My Dearest Théodore,
Happy birthday! It has been months since my departure to the trenches, and I can say with full confidence that I miss you very dearly. I’ve received your letters and it seems you feel the same. Monsieur Courfeyrac, how I adore you. Tell my mother I am safe, and give the dog a lot of love from me. I am terribly sorry you could not have joined the rest of our friends and I, though with your current ailments, I simply couldn’t allow you to go.
All of our friends are alright, for the most part. Joly is doing a fantastic job of helping me to care for everyone here on the eastern front. It’s honestly fairly difficult due to the strength of the Germans and their weapons; Machine guns, grenades, and weapons so powerful they’d kill a man in an instant.
Our poor friend Bossuet got caught in some barbed wire last week. He almost needed to get sent home, but he is apparently far too determined! He now stays below the trench and occasionally helps Joly and I. His jokes are terrible, as always, but we’re glad to have him to lighten the mood. We are very grateful for him, as he makes the agonizing hours waiting for the Great War to be over worthwhile. Towards the beginning of the war, I had overheard a few tommies say something like “Six weeks and home by Christmas.” If only that were true. I wish I could hold you in my arms once more.

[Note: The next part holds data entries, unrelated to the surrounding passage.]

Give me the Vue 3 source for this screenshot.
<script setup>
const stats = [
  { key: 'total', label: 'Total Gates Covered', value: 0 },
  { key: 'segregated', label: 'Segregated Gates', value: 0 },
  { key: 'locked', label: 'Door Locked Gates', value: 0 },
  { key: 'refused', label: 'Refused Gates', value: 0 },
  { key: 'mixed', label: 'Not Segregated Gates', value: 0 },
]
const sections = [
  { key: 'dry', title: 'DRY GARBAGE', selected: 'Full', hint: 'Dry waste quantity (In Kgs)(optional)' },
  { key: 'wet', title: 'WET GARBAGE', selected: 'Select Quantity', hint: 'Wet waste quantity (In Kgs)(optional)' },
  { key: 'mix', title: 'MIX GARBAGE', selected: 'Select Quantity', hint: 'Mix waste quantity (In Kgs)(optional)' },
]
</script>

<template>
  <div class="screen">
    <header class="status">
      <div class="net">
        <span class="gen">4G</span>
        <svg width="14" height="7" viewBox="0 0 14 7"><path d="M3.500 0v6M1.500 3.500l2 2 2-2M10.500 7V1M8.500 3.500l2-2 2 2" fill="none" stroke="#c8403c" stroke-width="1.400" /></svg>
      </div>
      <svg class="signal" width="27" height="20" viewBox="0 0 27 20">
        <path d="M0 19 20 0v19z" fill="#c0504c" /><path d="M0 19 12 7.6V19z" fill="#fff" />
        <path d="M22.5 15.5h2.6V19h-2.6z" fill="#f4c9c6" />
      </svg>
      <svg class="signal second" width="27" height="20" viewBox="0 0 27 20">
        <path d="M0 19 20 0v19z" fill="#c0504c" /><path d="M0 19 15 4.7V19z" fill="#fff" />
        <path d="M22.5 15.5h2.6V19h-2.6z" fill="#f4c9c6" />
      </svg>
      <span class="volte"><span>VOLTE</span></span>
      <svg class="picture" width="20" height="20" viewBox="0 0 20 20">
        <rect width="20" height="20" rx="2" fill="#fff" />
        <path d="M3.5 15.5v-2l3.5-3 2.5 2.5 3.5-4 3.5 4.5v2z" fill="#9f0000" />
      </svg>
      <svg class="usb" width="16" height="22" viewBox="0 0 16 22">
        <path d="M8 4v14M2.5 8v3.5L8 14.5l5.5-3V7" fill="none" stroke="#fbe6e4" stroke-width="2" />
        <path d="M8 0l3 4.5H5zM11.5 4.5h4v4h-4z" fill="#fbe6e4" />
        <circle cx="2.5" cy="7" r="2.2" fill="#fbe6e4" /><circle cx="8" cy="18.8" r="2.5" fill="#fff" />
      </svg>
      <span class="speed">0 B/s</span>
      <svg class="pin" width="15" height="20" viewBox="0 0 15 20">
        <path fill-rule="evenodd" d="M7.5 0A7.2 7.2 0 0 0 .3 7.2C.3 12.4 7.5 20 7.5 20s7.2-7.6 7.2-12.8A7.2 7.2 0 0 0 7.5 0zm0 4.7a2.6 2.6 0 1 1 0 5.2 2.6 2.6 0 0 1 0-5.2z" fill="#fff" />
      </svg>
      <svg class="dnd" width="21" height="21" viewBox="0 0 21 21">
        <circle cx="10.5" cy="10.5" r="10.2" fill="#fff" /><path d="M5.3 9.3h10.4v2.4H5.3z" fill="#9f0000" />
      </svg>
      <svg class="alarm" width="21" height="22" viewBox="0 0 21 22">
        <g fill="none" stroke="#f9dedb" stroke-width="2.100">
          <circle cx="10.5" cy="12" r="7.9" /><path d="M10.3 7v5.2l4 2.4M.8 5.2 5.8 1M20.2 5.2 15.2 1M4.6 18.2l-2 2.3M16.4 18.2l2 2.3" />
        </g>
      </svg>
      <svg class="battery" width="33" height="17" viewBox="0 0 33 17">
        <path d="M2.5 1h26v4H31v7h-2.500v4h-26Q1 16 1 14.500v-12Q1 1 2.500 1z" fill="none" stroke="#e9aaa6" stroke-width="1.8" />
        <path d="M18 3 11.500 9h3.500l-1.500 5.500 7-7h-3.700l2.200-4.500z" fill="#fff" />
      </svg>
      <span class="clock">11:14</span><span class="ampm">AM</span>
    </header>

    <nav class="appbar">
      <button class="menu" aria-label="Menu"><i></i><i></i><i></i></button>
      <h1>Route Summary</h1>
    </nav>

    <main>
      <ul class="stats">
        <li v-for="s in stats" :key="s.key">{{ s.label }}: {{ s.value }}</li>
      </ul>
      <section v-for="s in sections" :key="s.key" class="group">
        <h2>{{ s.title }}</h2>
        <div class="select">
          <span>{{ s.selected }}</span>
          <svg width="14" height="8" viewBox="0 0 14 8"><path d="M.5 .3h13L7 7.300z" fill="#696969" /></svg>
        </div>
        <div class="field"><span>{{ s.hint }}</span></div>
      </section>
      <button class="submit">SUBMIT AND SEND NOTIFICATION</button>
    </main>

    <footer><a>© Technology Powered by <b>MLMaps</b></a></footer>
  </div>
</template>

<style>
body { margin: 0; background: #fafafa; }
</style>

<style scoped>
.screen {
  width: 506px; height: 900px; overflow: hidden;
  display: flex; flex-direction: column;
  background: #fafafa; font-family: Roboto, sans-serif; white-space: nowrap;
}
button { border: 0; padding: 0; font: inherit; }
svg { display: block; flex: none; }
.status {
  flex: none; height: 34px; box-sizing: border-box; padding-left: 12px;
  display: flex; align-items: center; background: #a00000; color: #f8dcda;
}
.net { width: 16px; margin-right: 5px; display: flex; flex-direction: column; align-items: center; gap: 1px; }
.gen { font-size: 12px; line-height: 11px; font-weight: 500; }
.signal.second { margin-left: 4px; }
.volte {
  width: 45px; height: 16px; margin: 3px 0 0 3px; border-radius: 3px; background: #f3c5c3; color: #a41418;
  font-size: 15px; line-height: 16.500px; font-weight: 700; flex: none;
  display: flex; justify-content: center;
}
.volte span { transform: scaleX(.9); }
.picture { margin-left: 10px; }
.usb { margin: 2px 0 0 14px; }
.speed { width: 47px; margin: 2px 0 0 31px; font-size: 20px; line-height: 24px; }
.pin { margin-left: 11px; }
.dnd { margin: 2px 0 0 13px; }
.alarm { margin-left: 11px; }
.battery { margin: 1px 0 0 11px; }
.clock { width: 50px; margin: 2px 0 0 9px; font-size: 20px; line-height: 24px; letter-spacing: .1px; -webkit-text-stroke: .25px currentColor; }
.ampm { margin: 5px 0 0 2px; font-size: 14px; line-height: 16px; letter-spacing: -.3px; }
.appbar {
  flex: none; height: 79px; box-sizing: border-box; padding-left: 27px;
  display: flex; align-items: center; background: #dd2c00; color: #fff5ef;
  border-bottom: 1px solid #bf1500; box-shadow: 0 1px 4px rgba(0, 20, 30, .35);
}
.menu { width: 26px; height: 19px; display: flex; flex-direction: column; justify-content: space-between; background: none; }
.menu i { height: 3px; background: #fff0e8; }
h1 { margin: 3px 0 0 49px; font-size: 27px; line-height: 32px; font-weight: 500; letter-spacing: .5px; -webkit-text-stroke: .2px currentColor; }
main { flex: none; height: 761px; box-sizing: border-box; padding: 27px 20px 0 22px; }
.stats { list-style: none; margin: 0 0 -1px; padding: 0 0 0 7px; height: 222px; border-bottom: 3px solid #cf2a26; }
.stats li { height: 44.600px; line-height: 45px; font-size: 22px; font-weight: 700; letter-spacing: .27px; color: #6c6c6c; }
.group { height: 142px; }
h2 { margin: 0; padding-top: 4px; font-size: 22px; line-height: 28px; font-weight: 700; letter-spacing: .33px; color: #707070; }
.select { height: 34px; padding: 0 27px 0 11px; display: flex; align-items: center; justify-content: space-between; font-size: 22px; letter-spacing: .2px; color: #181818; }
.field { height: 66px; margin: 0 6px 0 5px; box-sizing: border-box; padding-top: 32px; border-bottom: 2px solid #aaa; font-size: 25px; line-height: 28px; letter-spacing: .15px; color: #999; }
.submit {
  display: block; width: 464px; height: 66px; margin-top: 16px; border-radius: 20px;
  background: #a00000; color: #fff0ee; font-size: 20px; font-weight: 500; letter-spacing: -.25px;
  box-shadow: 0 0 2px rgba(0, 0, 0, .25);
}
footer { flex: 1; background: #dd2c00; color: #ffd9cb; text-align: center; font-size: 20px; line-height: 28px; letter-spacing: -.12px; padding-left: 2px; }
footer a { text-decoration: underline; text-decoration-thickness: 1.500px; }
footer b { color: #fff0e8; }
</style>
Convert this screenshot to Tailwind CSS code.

According to our superior, the war is currently at a stalemate. Lice, rats and fleas plague our daily life. It’s hell on earth, though moreso for our friends in the front line trenches. I can hear air raids and can see clouds of poison gas daily. I pity the poor souls fighting thanks to the immature actions of others. I can’t understand how the world could be so cruel to such innocent souls; how leaders like Kaiser Wilhelm II and other such men allow boys to murder each other for no good reason. It’s truly heartbreaking.
Despite our troubles, though, we’ve found ways to pass the days on the rear line trench. A soldier called Grantaire has figured out how to craft marvelous things called trench art. I’ve seen others do it, too. You’d like it, I think. You’ve always been into little trinkets, yes? I’ll ask and see if someone will let me send you a piece. It’s quite fascinating.
Something else I’ve found interesting is how some of the kindest men can be the most stubborn. Just today, our friend Enjolras nearly died thanks to trench foot! He refused to allow me to clean it at first, but soon the mud and water levels got to him and I needed to amputate his leg before it killed him. And do you know how unbearable our dear Enjolras can be if he doesn’t get to keep on battling? He blabbed through the entire amputation process on how he couldn’t be sitting around without a foot, he needed to be in the fields fighting until his heart gave out. And although persistence and stubbornness plagues his soul, and no matter how much he tries to argue, he will be sent home very soon, I’m sure.
In other news, our rations have increased due to the alarming rate of death among soldiers in our regiment. This is my fault, as I am head doctor. To be honest, it hurts to know they all could have been saved if only I had done a better job, if I had stitched wounds faster or with more precision. If I had only done a little better, I could have helped them. Now, bodies without names or families lay in no man’s land, and the ones that do are being sent back to their homes. Leftover shrapnel lays there, too, along with trench knives, forever lost from their owners. My heart is broken, and its shards go out to the lives lost in this godforsaken war.
I apologize truly for the appalling images my note may give you, though I must somehow express how heartbroken I am over this living nightmare. And to think, as this is a two front war, there are even more bodies on the other side.
You know I much prefer the philosophy and strategy of war rather than the war itself. Thanks to The War To End All Wars, I know this with much more confidence. I know my preference is behind the scenes, rather than watching people get sent to their deaths. I believe when I return to Paris, though, I shall not be continuing my medical career further. Instead, I shall spend the rest of my days with you, mon cher, and we shall be happy with our dog and the future ahead. Perhaps, if you’d really like, we may adopt another dog when I return.
I’m sorry, my Théo, but I must cut this short. I have been informed of a battle beginning, and I must prepare my medical kit before the soldiers go over the top. I look forward to when we next meet. I adore you.